▶ _Some records_:
◇ ◇ ◇ ◇
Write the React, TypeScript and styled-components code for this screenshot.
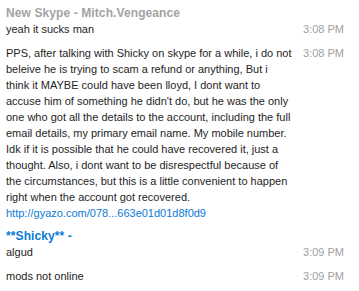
import React from 'react';
import styled, { createGlobalStyle } from 'styled-components';

type Message = {
  lines: string[];
  time: string;
  link?: string;
};

type Group = {
  author: string;
  own?: boolean;
  messages: Message[];
};

const GROUPS: Group[] = [
  {
    author: 'New Skype - Mitch.Vengeance',
    messages: [
      { lines: ['yeah it sucks man'], time: '3:08 PM' },
      {
        lines: [
          'PPS, after talking with Shicky on skype for a while, i do not',
          'beleive he is trying to scam a refund or anything, But i',
          'think it MAYBE could have been lloyd, I dont want to',
          "accuse him of something he didn't do, but he was the only",
          'one who got all the details to the account, including the full',
          'email details, my primary email name. My mobile number.',
          'Idk if it is possible that he could have recovered it, just a',
          'thought. Also, i dont want to be disrespectful because of',
          'the circumstances, but this is a little convenient to happen',
          'right when the account got recovered.',
        ],
        link: 'http://gyazo.com/078...663e01d01d8f0d9',
        time: '3:08 PM',
      },
    ],
  },
  {
    author: '**Shicky** -',
    own: true,
    messages: [
      { lines: ['algud'], time: '3:09 PM' },
      { lines: ['mods not online'], time: '3:09 PM' },
    ],
  },
];

const App = () => {
  return (
    <>
      <GlobalStyle />
      <ChatLog>
        {GROUPS.map((group, gi) => (
          <GroupBlock key={gi}>
            <Author $own={group.own}>{group.author}</Author>
            <MessageList>
              {group.messages.map((msg, mi) => (
                <MessageRow key={mi}>
                  <Body>
                    {msg.lines.map((line, li) => (
                      <Line key={li}>{line}</Line>
                    ))}
                    {msg.link && <Link href="#">{msg.link}</Link>}
                  </Body>
                  <Time>{msg.time}</Time>
                </MessageRow>
              ))}
            </MessageList>
          </GroupBlock>
        ))}
      </ChatLog>
    </>
  );
};

export default App;

const GlobalStyle = createGlobalStyle`
  html, body {
    margin: 0;
    padding: 0;
    background: #fff;
  }
`;

const ChatLog = styled.div`
  width: 359px;
  height: 291px;
  overflow: hidden;
  box-sizing: border-box;
  padding: 6px 15px 0 6px;
  display: flex;
  flex-direction: column;
  gap: 8px;
  font-family: 'Liberation Sans', Arial, sans-serif;
  font-size: 11px;
  line-height: 16px;
  color: #1e1e1e;
`;

const GroupBlock = styled.div`
  display: flex;
  flex-direction: column;
`;

const Author = styled.div<{ $own?: boolean }>`
  font-weight: bold;
  font-size: 12px;
  letter-spacing: 0.1px;
  line-height: 15px;
  color: ${(p) => (p.$own ? '#0a7ad6' : '#a3a3a3')};
`;

const MessageList = styled.div`
  display: flex;
  flex-direction: column;
  gap: 8px;
`;

const MessageRow = styled.div`
  display: flex;
  align-items: flex-start;
  justify-content: space-between;
`;

const Body = styled.div`
  display: flex;
  flex-direction: column;
  white-space: nowrap;
`;

const Line = styled.span``;

const Link = styled.a`
  color: #0a7ad6;
  text-decoration: none;
`;

const Time = styled.span`
  color: #a0a0a0;
  white-space: nowrap;
`;
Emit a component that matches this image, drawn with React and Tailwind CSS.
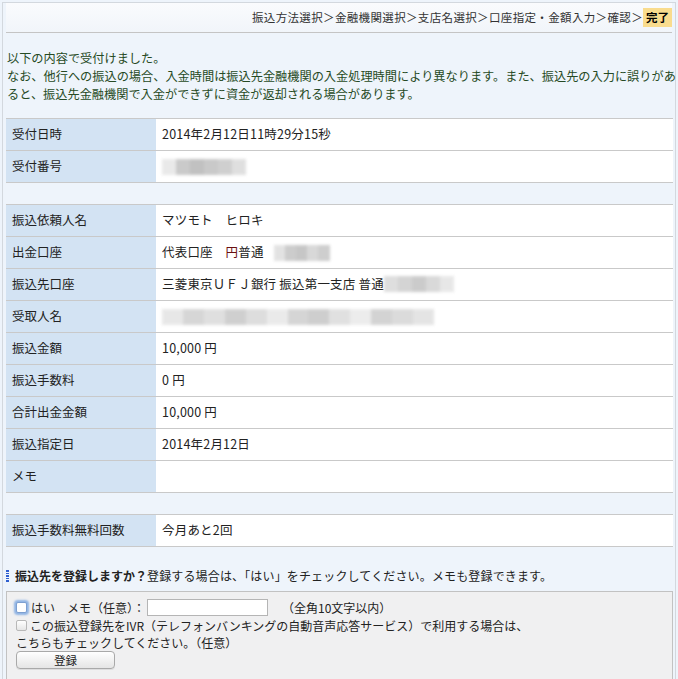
◇ ◇ ◇ ◇
▶ _WRITTEN EXERCISE_:
Above are the records. Identify each line that contains the word "with".

▶ _WRITTEN RESPONSE_:
          'PPS, after talking with Shicky on skype for a while, i do not',
Emit a component that matches this image, drawn with React and Tailwind CSS.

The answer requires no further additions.